- **WHAT YOU ARE ASKED TO DO**: Leaving the pictures aside, transcribe every line below exactly.

- **RECORDED INFORMATION**:
---------------

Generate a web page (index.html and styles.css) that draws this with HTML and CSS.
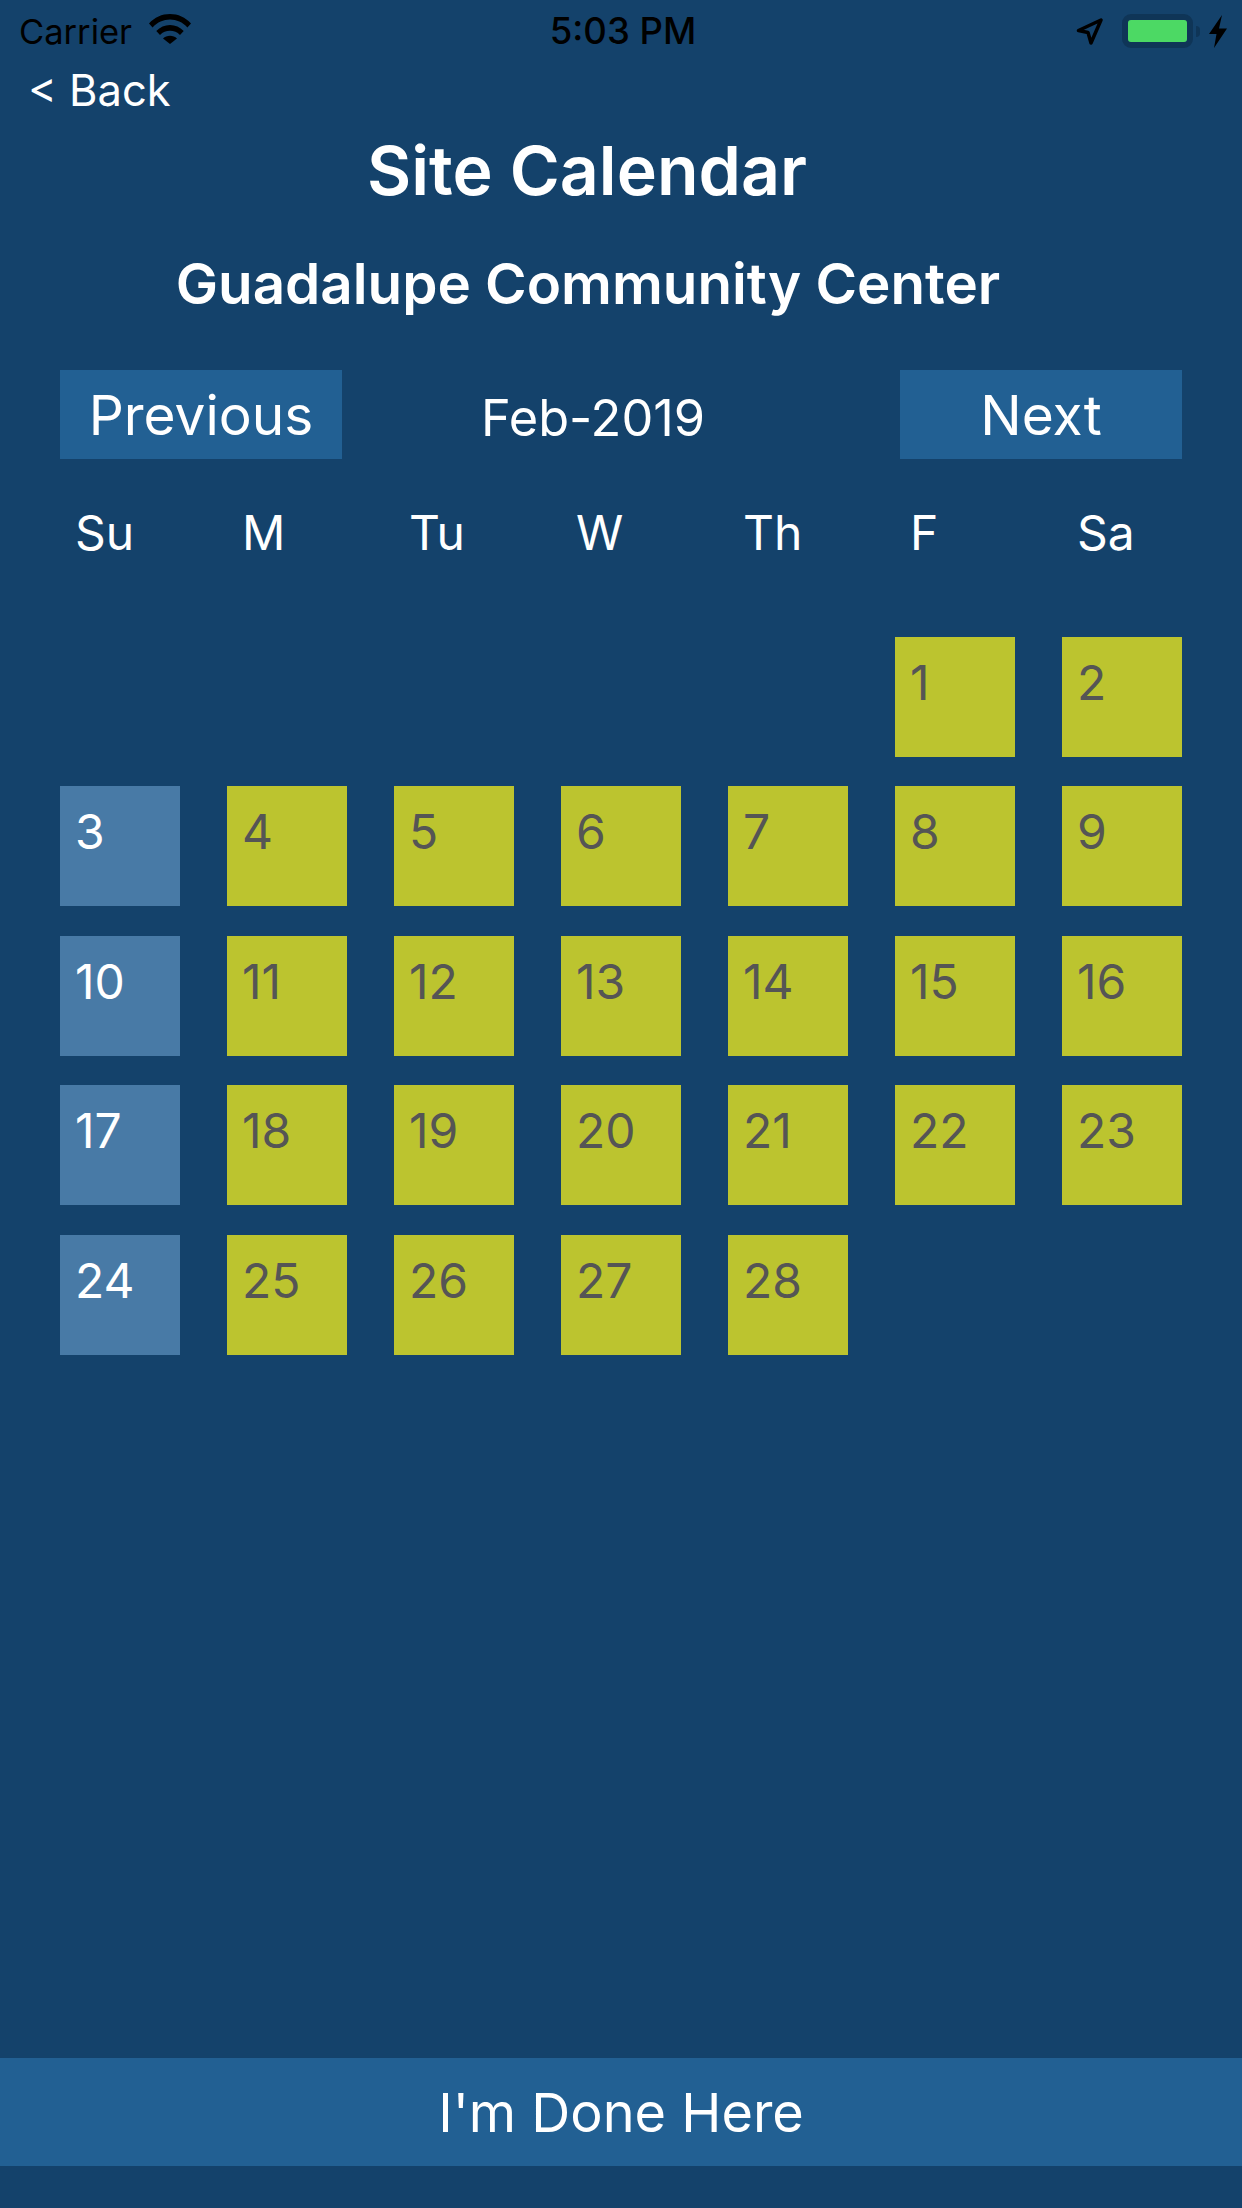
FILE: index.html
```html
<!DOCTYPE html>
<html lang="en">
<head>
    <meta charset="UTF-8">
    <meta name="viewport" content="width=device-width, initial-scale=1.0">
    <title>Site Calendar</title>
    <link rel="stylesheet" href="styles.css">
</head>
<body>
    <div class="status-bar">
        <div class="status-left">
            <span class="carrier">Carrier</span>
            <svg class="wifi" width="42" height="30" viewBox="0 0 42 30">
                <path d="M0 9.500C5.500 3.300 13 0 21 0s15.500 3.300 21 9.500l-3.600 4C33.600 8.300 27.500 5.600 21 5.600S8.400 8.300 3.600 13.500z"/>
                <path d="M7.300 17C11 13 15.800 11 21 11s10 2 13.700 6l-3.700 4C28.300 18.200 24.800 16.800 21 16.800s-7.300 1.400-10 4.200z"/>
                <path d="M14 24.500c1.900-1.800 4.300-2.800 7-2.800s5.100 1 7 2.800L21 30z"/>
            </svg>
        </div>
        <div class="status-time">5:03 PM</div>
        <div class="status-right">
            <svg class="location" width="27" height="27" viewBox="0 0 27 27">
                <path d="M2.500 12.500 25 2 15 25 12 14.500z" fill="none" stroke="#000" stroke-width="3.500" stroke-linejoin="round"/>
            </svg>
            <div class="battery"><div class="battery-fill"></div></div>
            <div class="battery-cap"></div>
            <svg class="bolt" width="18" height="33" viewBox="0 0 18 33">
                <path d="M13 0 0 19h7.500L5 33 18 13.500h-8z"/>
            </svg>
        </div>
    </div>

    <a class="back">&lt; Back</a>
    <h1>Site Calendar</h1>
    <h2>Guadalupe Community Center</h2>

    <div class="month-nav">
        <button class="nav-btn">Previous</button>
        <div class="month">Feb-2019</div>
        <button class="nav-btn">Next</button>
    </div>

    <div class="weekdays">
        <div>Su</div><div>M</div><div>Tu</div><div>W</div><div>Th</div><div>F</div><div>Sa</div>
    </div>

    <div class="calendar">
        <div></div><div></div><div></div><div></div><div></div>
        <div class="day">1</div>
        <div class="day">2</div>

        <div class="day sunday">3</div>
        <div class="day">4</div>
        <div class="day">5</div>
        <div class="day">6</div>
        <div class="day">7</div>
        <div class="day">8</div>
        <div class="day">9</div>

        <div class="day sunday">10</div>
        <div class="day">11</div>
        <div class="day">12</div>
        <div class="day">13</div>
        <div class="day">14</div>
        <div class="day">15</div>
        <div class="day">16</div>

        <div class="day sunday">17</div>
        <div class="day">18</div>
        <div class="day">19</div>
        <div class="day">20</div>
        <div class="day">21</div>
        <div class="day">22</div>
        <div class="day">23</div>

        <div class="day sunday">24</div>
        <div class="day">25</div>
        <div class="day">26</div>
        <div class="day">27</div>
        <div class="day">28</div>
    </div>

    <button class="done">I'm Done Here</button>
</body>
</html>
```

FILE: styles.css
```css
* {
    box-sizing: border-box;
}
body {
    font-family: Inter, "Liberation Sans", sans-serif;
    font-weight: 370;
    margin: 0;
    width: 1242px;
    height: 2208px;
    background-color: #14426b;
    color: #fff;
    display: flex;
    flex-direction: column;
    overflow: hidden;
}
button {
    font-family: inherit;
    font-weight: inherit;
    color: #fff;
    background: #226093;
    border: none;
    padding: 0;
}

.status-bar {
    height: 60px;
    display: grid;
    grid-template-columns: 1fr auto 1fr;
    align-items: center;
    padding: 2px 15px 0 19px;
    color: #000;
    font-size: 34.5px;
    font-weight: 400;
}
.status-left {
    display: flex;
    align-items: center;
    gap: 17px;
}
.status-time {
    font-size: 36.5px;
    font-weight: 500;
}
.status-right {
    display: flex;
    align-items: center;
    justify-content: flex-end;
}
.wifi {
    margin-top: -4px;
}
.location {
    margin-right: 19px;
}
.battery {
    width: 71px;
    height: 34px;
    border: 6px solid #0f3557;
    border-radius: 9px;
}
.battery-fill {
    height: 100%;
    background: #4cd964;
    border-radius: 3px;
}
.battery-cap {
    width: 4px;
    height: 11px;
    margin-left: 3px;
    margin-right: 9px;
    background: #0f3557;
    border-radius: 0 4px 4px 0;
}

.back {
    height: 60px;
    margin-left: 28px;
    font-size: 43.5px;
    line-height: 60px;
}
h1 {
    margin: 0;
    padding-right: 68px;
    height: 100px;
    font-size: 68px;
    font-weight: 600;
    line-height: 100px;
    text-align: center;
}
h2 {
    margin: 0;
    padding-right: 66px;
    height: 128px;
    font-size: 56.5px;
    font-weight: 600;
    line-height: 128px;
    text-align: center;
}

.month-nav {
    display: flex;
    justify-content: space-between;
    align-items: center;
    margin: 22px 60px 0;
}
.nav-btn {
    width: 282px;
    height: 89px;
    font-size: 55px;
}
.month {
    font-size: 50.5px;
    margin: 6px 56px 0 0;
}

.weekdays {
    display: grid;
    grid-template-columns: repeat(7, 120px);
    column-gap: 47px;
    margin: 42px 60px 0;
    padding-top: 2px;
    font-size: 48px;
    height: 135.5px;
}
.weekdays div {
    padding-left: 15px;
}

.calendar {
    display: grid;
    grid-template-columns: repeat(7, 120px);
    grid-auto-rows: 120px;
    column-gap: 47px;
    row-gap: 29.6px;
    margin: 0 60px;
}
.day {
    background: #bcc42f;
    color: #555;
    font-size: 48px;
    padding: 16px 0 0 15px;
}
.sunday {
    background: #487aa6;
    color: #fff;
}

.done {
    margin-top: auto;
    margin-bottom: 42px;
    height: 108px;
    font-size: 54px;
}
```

---------------

- **THE COMPLETED TASK**:
Generate a web page (index.html and styles.css) that draws this with HTML and CSS.
FILE: index.html
```html
<!DOCTYPE html>
<html lang="en">
<head>
    <meta charset="UTF-8">
    <meta name="viewport" content="width=device-width, initial-scale=1.0">
    <title>Site Calendar</title>
    <link rel="stylesheet" href="styles.css">
</head>
<body>
    <div class="status-bar">
        <div class="status-left">
            <span class="carrier">Carrier</span>
            <svg class="wifi" width="42" height="30" viewBox="0 0 42 30">
                <path d="M0 9.500C5.500 3.300 13 0 21 0s15.500 3.300 21 9.500l-3.600 4C33.600 8.300 27.500 5.600 21 5.600S8.400 8.300 3.600 13.500z"/>
                <path d="M7.300 17C11 13 15.800 11 21 11s10 2 13.700 6l-3.700 4C28.300 18.200 24.800 16.800 21 16.800s-7.300 1.400-10 4.200z"/>
                <path d="M14 24.500c1.900-1.800 4.300-2.800 7-2.800s5.100 1 7 2.800L21 30z"/>
            </svg>
        </div>
        <div class="status-time">5:03 PM</div>
        <div class="status-right">
            <svg class="location" width="27" height="27" viewBox="0 0 27 27">
                <path d="M2.500 12.500 25 2 15 25 12 14.500z" fill="none" stroke="#000" stroke-width="3.500" stroke-linejoin="round"/>
            </svg>
            <div class="battery"><div class="battery-fill"></div></div>
            <div class="battery-cap"></div>
            <svg class="bolt" width="18" height="33" viewBox="0 0 18 33">
                <path d="M13 0 0 19h7.500L5 33 18 13.500h-8z"/>
            </svg>
        </div>
    </div>

    <a class="back">&lt; Back</a>
    <h1>Site Calendar</h1>
    <h2>Guadalupe Community Center</h2>

    <div class="month-nav">
        <button class="nav-btn">Previous</button>
        <div class="month">Feb-2019</div>
        <button class="nav-btn">Next</button>
    </div>

    <div class="weekdays">
        <div>Su</div><div>M</div><div>Tu</div><div>W</div><div>Th</div><div>F</div><div>Sa</div>
    </div>

    <div class="calendar">
        <div></div><div></div><div></div><div></div><div></div>
        <div class="day">1</div>
        <div class="day">2</div>

        <div class="day sunday">3</div>
        <div class="day">4</div>
        <div class="day">5</div>
        <div class="day">6</div>
        <div class="day">7</div>
        <div class="day">8</div>
        <div class="day">9</div>

        <div class="day sunday">10</div>
        <div class="day">11</div>
        <div class="day">12</div>
        <div class="day">13</div>
        <div class="day">14</div>
        <div class="day">15</div>
        <div class="day">16</div>

        <div class="day sunday">17</div>
        <div class="day">18</div>
        <div class="day">19</div>
        <div class="day">20</div>
        <div class="day">21</div>
        <div class="day">22</div>
        <div class="day">23</div>

        <div class="day sunday">24</div>
        <div class="day">25</div>
        <div class="day">26</div>
        <div class="day">27</div>
        <div class="day">28</div>
    </div>

    <button class="done">I'm Done Here</button>
</body>
</html>
```

FILE: styles.css
```css
* {
    box-sizing: border-box;
}
body {
    font-family: Inter, "Liberation Sans", sans-serif;
    font-weight: 370;
    margin: 0;
    width: 1242px;
    height: 2208px;
    background-color: #14426b;
    color: #fff;
    display: flex;
    flex-direction: column;
    overflow: hidden;
}
button {
    font-family: inherit;
    font-weight: inherit;
    color: #fff;
    background: #226093;
    border: none;
    padding: 0;
}

.status-bar {
    height: 60px;
    display: grid;
    grid-template-columns: 1fr auto 1fr;
    align-items: center;
    padding: 2px 15px 0 19px;
    color: #000;
    font-size: 34.5px;
    font-weight: 400;
}
.status-left {
    display: flex;
    align-items: center;
    gap: 17px;
}
.status-time {
    font-size: 36.5px;
    font-weight: 500;
}
.status-right {
    display: flex;
    align-items: center;
    justify-content: flex-end;
}
.wifi {
    margin-top: -4px;
}
.location {
    margin-right: 19px;
}
.battery {
    width: 71px;
    height: 34px;
    border: 6px solid #0f3557;
    border-radius: 9px;
}
.battery-fill {
    height: 100%;
    background: #4cd964;
    border-radius: 3px;
}
.battery-cap {
    width: 4px;
    height: 11px;
    margin-left: 3px;
    margin-right: 9px;
    background: #0f3557;
    border-radius: 0 4px 4px 0;
}

.back {
    height: 60px;
    margin-left: 28px;
    font-size: 43.5px;
    line-height: 60px;
}
h1 {
    margin: 0;
    padding-right: 68px;
    height: 100px;
    font-size: 68px;
    font-weight: 600;
    line-height: 100px;
    text-align: center;
}
h2 {
    margin: 0;
    padding-right: 66px;
    height: 128px;
    font-size: 56.5px;
    font-weight: 600;
    line-height: 128px;
    text-align: center;
}

.month-nav {
    display: flex;
    justify-content: space-between;
    align-items: center;
    margin: 22px 60px 0;
}
.nav-btn {
    width: 282px;
    height: 89px;
    font-size: 55px;
}
.month {
    font-size: 50.5px;
    margin: 6px 56px 0 0;
}

.weekdays {
    display: grid;
    grid-template-columns: repeat(7, 120px);
    column-gap: 47px;
    margin: 42px 60px 0;
    padding-top: 2px;
    font-size: 48px;
    height: 135.5px;
}
.weekdays div {
    padding-left: 15px;
}

.calendar {
    display: grid;
    grid-template-columns: repeat(7, 120px);
    grid-auto-rows: 120px;
    column-gap: 47px;
    row-gap: 29.6px;
    margin: 0 60px;
}
.day {
    background: #bcc42f;
    color: #555;
    font-size: 48px;
    padding: 16px 0 0 15px;
}
.sunday {
    background: #487aa6;
    color: #fff;
}

.done {
    margin-top: auto;
    margin-bottom: 42px;
    height: 108px;
    font-size: 54px;
}
```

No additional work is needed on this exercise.